A common denominator of humour kept the audience laughing at the Ottawa International Writer’s Festival, while the rain came down on a dreary Sunday afternoon. Laurie Gelman has recently released her second book You’ve Been Volunteered, part of her Class Mom series. The book takes a humourous look at the trials and tribulations of being a Parent Teacher Association (PTA) Class Mom volunteer. Dave Hill’s most recent book, Parking the Moose: One American’s Epic Quest to Uncover His Incredible Canadian Roots, was written by the author as he tried to find out why his grandfather had always claimed that Canada was better than the United States.
Gelman has a strong Ottawa connection, having attended both Vincent Massey Public School and Carleton University. After a successful career in radio and television on both sides of the border, Gelman decided to stay home with her two children for a few years. When she turned 50, Gelman decided she would write about her experiences as a parent volunteer in her children’s school. “Women in the US turn the PTA into their own fiefdom,” observed Gelman. “You have a Mom who left her job as one of the Fortune 500 company presidents to raise her kids, and then decides to put her energy into the PTA in their child’s school.”
People can relate to the social scene in You’ve Been Volunteered because it is the same anywhere you have a diverse group of people who are working towards something together, Gelman added. The PTA experience can be found anywhere, in a church group, or even a book club, said Gelman. People are often telling her stories of their own experiences, and Gelman said she has enough material to go into a third book for this series.
Dave Hill’s experience was that of an American who had always heard tales of Canadian exceptionalism from his grandfather. He then decided to come and find out for himself what his Northern neighbor was really like. In the course of researching Parking the Moose, Hill travelled to Montreal, Moosejaw, Regina, Winnipeg, Merrickville, as well as Clinton, Ontario, the birthplace of his grandfather.

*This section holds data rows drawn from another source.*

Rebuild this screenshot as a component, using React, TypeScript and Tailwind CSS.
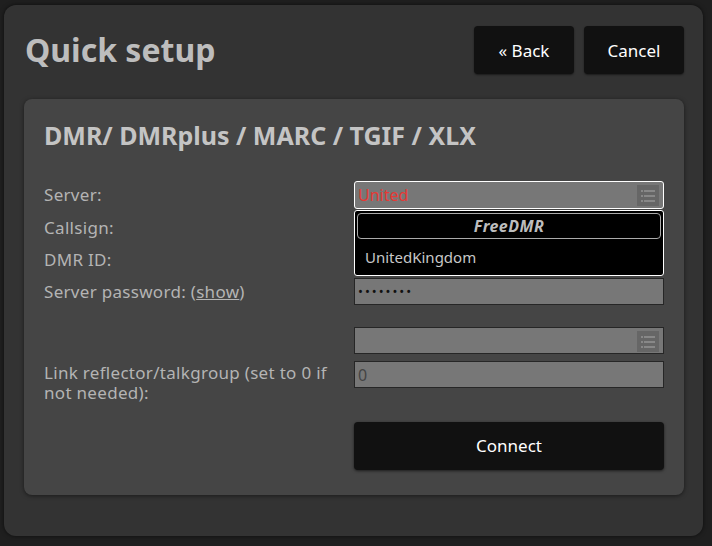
import React from "react";

function ListIcon() {
  return (
    <div className="absolute right-[4px] top-[3px] flex h-[21px] w-[22px] items-center justify-center bg-[#666]">
      <svg width="16" height="14" viewBox="0 0 16 14">
        <rect x="1" y="1" width="2" height="2" fill="#888" />
        <rect x="4" y="1" width="11" height="2" fill="#888" />
        <rect x="1" y="6" width="2" height="2" fill="#888" />
        <rect x="4" y="6" width="11" height="2" fill="#888" />
        <rect x="1" y="11" width="2" height="2" fill="#888" />
        <rect x="4" y="11" width="11" height="2" fill="#888" />
      </svg>
    </div>
  );
}

function Label({ children }: { children: React.ReactNode }) {
  return (
    <div className="w-[310px] text-[17px] leading-[20px] tracking-[0.3px] text-[#b4b4b4]">{children}</div>
  );
}

function Input({ children }: { children?: React.ReactNode }) {
  return (
    <div className="relative flex h-[27px] w-[310px] items-center border border-[#262626] bg-[#777] px-[3px] text-[16px] text-[#333]">
      {children}
    </div>
  );
}

export default function App() {
  return (
    <div
      className="h-[546px] w-[712px] bg-[#1f1f1f] pl-[4px] pr-[9px] pt-[5px] pb-[10px]"
      style={{ fontFamily: '"Noto Sans", "Open Sans", sans-serif' }}
    >
      <div className="flex h-full w-full flex-col rounded-[12px] bg-[#333] pl-[20px] pr-[19px] pt-[21px] shadow-[0_0_4px_rgba(0,0,0,0.6)]">
        <div className="flex items-start justify-between">
          <h1 className="mt-[3px] pl-[1px] text-[32px] font-bold leading-[42px] text-[#bdbdbd]">Quick setup</h1>
          <div className="flex gap-[10px]">
            <button className="h-[48px] w-[100px] rounded-[4px] bg-[#111] pt-[1px] text-[17px] text-white shadow-[0_1px_2px_rgba(0,0,0,0.5)]">
              « Back
            </button>
            <button className="h-[48px] w-[100px] rounded-[4px] bg-[#111] pt-[1px] text-[17px] text-white shadow-[0_1px_2px_rgba(0,0,0,0.5)]">
              Cancel
            </button>
          </div>
        </div>

        <div className="mt-[25px] flex h-[396px] flex-col rounded-[8px] bg-[#454545] px-[20px] pt-[19px] shadow-[0_1px_4px_rgba(0,0,0,0.5)]">
          <h2 className="text-[25px] font-bold leading-[34px] text-[#c4c4c4]">DMR/ DMRplus / MARC / TGIF / XLX</h2>

          <div className="mt-[29px] flex flex-col">
            <div className="relative flex items-center">
              <Label>Server:</Label>
              <div className="relative flex h-[28px] w-[310px] items-center rounded-[3px] border border-white bg-[#777] px-[3px] text-[16px] text-[#e53935]">
                United
                <ListIcon />
              </div>
              <div className="absolute left-[310px] top-[29px] z-10 flex h-[66px] w-[310px] flex-col rounded-[3px] border border-white bg-black p-[2px]">
                <div className="flex h-[26px] items-center justify-center rounded-[4px] border border-[#aaa] text-[16px] font-bold italic tracking-[0.4px] text-[#bdbdbd]">
                  FreeDMR
                </div>
                <div className="mt-[8px] pl-[8px] text-[15px] leading-[20px] text-[#c8c8c8]">UnitedKingdom</div>
              </div>
            </div>

            <div className="mt-[5px] flex items-center">
              <Label>Callsign:</Label>
              <Input />
            </div>
            <div className="mt-[5px] flex items-center">
              <Label>DMR ID:</Label>
              <Input />
            </div>
            <div className="mt-[5px] flex items-center">
              <Label>
                Server password: (<span className="underline">show</span>)
              </Label>
              <Input>
                <span className="tracking-[2px] text-[13px] text-[#111]">••••••••</span>
              </Input>
            </div>

            <div className="mt-[22px] flex items-center">
              <Label>{""}</Label>
              <Input>
                <ListIcon />
              </Input>
            </div>
            <div className="mt-[7px] flex items-start">
              <Label>
                <div className="pt-[2px] pr-[20px]">Link reflector/talkgroup (set to 0 if not needed):</div>
              </Label>
              <Input>
                <span className="text-[#444]">0</span>
              </Input>
            </div>

            <div className="mt-[19px] flex">
              <div className="w-[310px]" />
              <button className="h-[48px] w-[310px] rounded-[4px] bg-[#111] text-[17px] text-white shadow-[0_1px_3px_rgba(0,0,0,0.6)]">
                Connect
              </button>
            </div>
          </div>
        </div>
      </div>
    </div>
  );
}
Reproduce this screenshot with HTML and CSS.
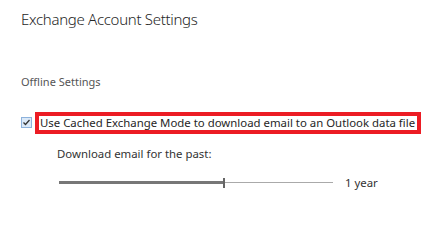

Growing up in the US, Hill observed, everyone is taught to believe that their country is the best, and not many Americans are curious to explore their neighbor to the North. “I’ve never met an American who’s been to Saskatchewan, and I don’t think I ever will,” said Hill. He chose the places he travelled to in Canada, because of a particular connection, said Hill. For instance, he went to Winnipeg, since his Grandfather had worked in a clothing factory there. Along the way, Hill had many Canadian experiences, including stopping a sled dog team in mid-ride to let two dogs “get it on” on a trip in Quebec. He tried his hand at axe-throwing in Halifax and made a point to attend NHL games whenever he could.
Both writers said they really liked coming to Canada, especially with the current political scene in America. Hill admitted that that he lives in New York, which he considers an oasis from the political scene. Still, he observed, “Coming to Canada is nice, because you don’t have to see or hear Donald Trump, every minute of every day.”